血と汗で築く基本の技
朝の優しい光が、緑なす碧湖のほとりにある広い練習場に射す。国立台湾戯曲学院内湖キャンパスで学生たちは毎朝5時50分から練習に励む。「私はなるべく時間を作って週に1~2日は朝早く出勤し、朝練を見に来ます」国立台湾戯曲学院の劉晋立校長は生徒への思いを行動で示す。
「基本の技は磨き続けなければ衰えるものです」と言うのは王動員団長だ。同学院の前身「復興劇校」綜芸科の第1期卒業生であり、李棠華劇団出身の王希中副団長と同期で入団して以来30年、ともに練習に励んできた。
内湖キャンパス中興堂にある練習場では、ほぼ毎日朝から晩までジャンプ、宙返り、組体操、バランスと、高難度の雑技訓練が行われている。「プロのパフォーマーとしていつも最上の状態を保っていなければなりません」団長、副団長、芸術総監による叱咤激励のもと、どの団員も息を抜くわけにはいかない。
「小さい時の逆立ちの訓練は、壁から足を離して5分という練習から始めました」国立台湾戯曲学院では小学5年生から入学して寮に住み、訓練を受けながら規律も学ぶ。「体の柔らかい子供のうちに始めないと、大きくなってからでは訓練に時間がかかるし、できない動作もあります」
台湾特技団のロゴは翼を広げた鳥のような形で、雑技の柔軟性を表す。「これはタングラムを組み合わせた形で、タングラムのように雑技も体によってさまざまな変化が生み出せることを象徴します」マーケティング‧マネジャーの黄復君は、こうした発想で宣伝コピーを生み出した。

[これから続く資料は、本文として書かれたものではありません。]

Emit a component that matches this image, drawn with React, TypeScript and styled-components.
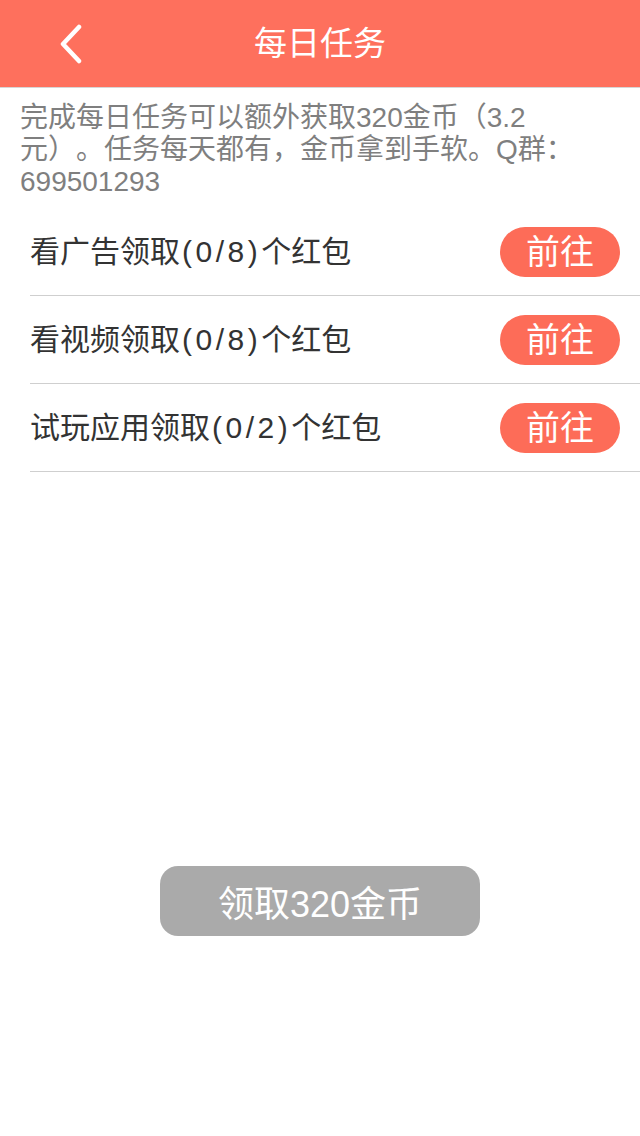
import React from 'react'
import styled, { createGlobalStyle } from 'styled-components'

const GlobalStyle = createGlobalStyle`
  html, body {
    margin: 0;
    padding: 0;
    background: #ffffff;
  }
  body {
    font-family: "Liberation Sans", "Noto Sans CJK SC", sans-serif;
    text-spacing-trim: space-all;
  }
`

type Task = {
  name: string
  done: number
  total: number
}

const tasks: Task[] = [
  { name: '看广告领取', done: 0, total: 8 },
  { name: '看视频领取', done: 0, total: 8 },
  { name: '试玩应用领取', done: 0, total: 2 },
]

const Page = styled.div`
  width: 640px;
  height: 1136px;
  display: flex;
  flex-direction: column;
  background: #fff;
  overflow: hidden;
`

const Header = styled.header`
  height: 88px;
  flex-shrink: 0;
  display: grid;
  grid-template-columns: 120px 1fr 120px;
  align-items: center;
  background: #fe705d;
  border-bottom: 1px solid #d6d6d6;
  box-sizing: border-box;
`

const BackButton = styled.div`
  display: flex;
  align-items: center;
  padding-left: 58px;
  height: 100%;
`

const Title = styled.h1`
  margin: 0;
  text-align: center;
  color: #fff;
  font-size: 33px;
  font-weight: 400;
  line-height: 88px;
`

const Notice = styled.p`
  margin: 0;
  padding: 14px 20px 10px;
  color: #7f7f7f;
  font-size: 28px;
  line-height: 32px;
`

const List = styled.ul`
  list-style: none;
  margin: 0;
  padding: 0 0 0 30px;
  flex: 1;
`

const Row = styled.li`
  height: 88px;
  display: flex;
  align-items: center;
  justify-content: space-between;
  padding-right: 20px;
  border-bottom: 1px solid #cfcfcf;
  box-sizing: border-box;
`

const RowTitle = styled.span`
  color: #333;
  font-size: 30px;
  padding-bottom: 6px;
`

const Count = styled.span`
  letter-spacing: 3.5px;
  margin-left: 2px;
`

const GoButton = styled.button`
  width: 120px;
  height: 50px;
  border: none;
  border-radius: 25px;
  background: #fd6c58;
  color: #fff;
  font-family: inherit;
  font-size: 34px;
  line-height: 50px;
  padding: 0;
`

const Footer = styled.footer`
  height: 290px;
  flex-shrink: 0;
  display: flex;
  justify-content: center;
  padding-top: 20px;
  box-sizing: border-box;
`

const ClaimButton = styled.button`
  width: 320px;
  height: 70px;
  border: none;
  border-radius: 18px;
  background: #aaaaaa;
  color: #fff;
  font-family: inherit;
  font-size: 36px;
  padding: 0;
`

export default function App() {
  return (
    <>
      <GlobalStyle />
      <Page>
        <Header>
          <BackButton>
            <svg width="26" height="40" viewBox="0 0 26 40">
              <path d="M21 3 L5 20 L21 37" fill="none" stroke="#fff" strokeWidth="4.5" strokeLinecap="round" strokeLinejoin="round" />
            </svg>
          </BackButton>
          <Title>每日任务</Title>
          <div />
        </Header>
        <Notice>
          完成每日任务可以额外获取320金币（3.2
          <br />
          元）。任务每天都有，金币拿到手软。Q群：
          <br />
          699501293
        </Notice>
        <List>
          {tasks.map((t) => (
            <Row key={t.name}>
              <RowTitle>
                {t.name}
                <Count>({t.done}/{t.total})</Count>
                个红包
              </RowTitle>
              <GoButton>前往</GoButton>
            </Row>
          ))}
        </List>
        <Footer>
          <ClaimButton>领取320金币</ClaimButton>
        </Footer>
      </Page>
    </>
  )
}
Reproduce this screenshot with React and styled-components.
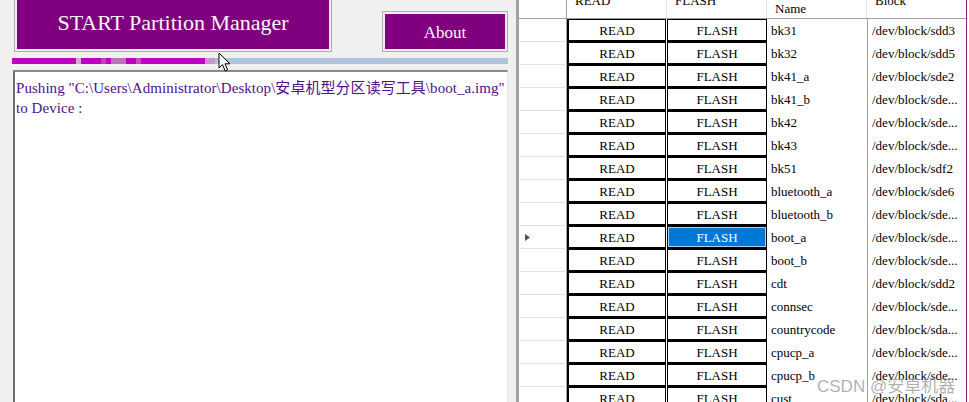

足を高く掲げても体をねじっていても、或いは人と話をしていても、演目制作も担当する石婉琦が円盤を回す手は止まることはない。訓練への要求はかくも厳しい。団員たちが床に仰向けになり、高く掲げた足の上で、直径60センチを超える重そうな太鼓をくるくると回している。「基本技の訓練に少なくとも8年かかります。手首と足首だけでも1年半はかけて鍛えないと安定しません」団員の養成は簡単ではないが、王動員は団員たちのプロ根性を誇りに感じている。
「先生の目は正確です。入学してすぐ自分が何に向いているのかわかります」雑技の技は多く、3~4種を極めるだけでも容易ではない。「竿で人を支えるのが私の特技です」たくましい体つきの王動員が長年の技に耐えた肩を見せてくれた。厚く盛り上がったタコが厳しい訓練を物語る。「最初は砂袋を竿で支える練習から始め、安定してきたら人間を支えます」昔は竹製だった竿も今はアルミ製となり、竿だけでもかなり重い。訓練中の青アザや挫傷はしょっちゅうのことだ。
「竿の上に乗る人間を『尖子』、竿を支える方を『底座』と呼びますが、2人の息がぴたりと合っていなければなりません」芸術総監の楊益全は6メートル近い竿を指さし、「私たちでも、練習したことのない人間がこの竿の上に乗ると、めまいがしますよ」と言った。女性団員が太い命綱をつけ、するすると竿を上っていく。「練習し始めの頃は、安全のため命綱を用いますが、本番では自分だけが頼りです」副団長は命綱の端を握り、竿の上での演技をじっと見守る。彼女の動きに合わせ、綱を引く両手にぐっと力が入る。
雑技はもともと高いリスクを伴うが、本番では予期せぬことも起こり得る。毎回が命を張っての演技だ。とりわけ空中での演技は危険度が高い。例えば布にぶら下がる「綢吊」のような演技は、強く柔らかい身体技能だけでなく、度胸も必要だし、演技者同士も完全に信頼し合っていなければならない。一方、観衆にとっては演技が危険なほど舞台に引きつけられ、息をひそめて演技を見守ることになる。あまりの怖さに手で顔を覆い、指の隙間から舞台をのぞく客もいる。
国立台湾戯曲学院民俗技芸学科に属する小学生は、毎日早朝からそろって練習を始める。